Graphene Just Defied a Fundamental Law of Physics
Once there was…
a sheet of carbon so thin it was almost a rumor—graphene, a one-atom-thick lattice that physicists loved because it made electrons behave in surprising, elegant ways.
Every day,
researchers treated electricity the way our textbooks taught us to: electrons moving through a material lose energy. They scatter, they bump into atoms, they generate heat. Resistance isn’t just an engineering nuisance—it’s tied to a core law of physics that says real-world transport comes with friction-like dissipation.
Until one day,
on April 15, 2026, scientists reported something that sounded almost impossible at first: electrons in graphene were observed flowing like a nearly frictionless liquid, forming an exotic quantum state that appears to defy a fundamental law of physics. Instead of acting like countless independent particles jostling their way forward, the electrons moved collectively—more like a fluid than a crowd.
Because of that,
the finding didn’t just add another “graphene is weird” headline to the pile. It pointed directly at new fundamental behavior—a regime where the usual intuition about resistance and dissipation becomes incomplete. Physics has long predicted that under the right conditions, electrons can enter hydrodynamic or other collective-flow states, but observing a near frictionless, liquid-like flow in graphene makes that idea feel less theoretical and more like a new practical platform for discovery.
Because of that,
the implications immediately started to expand beyond the lab curiosity category.

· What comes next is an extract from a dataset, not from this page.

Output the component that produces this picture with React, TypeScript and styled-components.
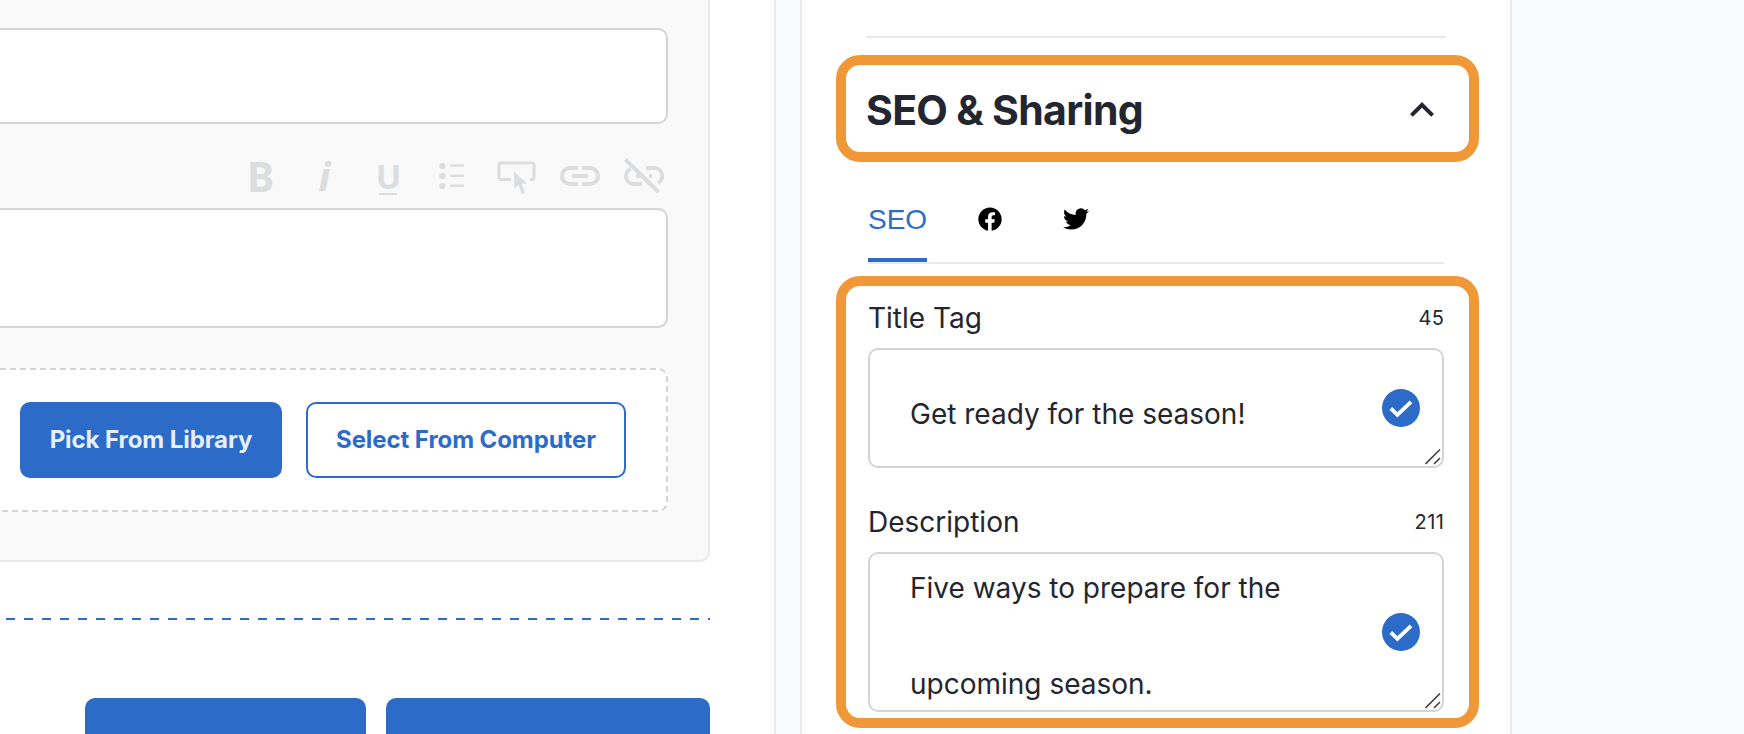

If electrons can be made to flow this way reliably, graphene could help enable powerful applications in electronics and quantum technologies:
- electronic devices with dramatically reduced energy loss,
- circuit elements that exploit collective electron motion rather than fighting it,
- and new approaches for designing quantum materials and quantum-enabled components where low-dissipation transport is a defining advantage.
Ever since then,
this result has stood as a reminder that even “settled” physics can still be surprised by the right material, the right experiment, and the right questions. Graphene—already famous for rewriting expectations—has now offered a new clue that the frontier isn’t just about smaller transistors, but about entirely different ways electrons can move.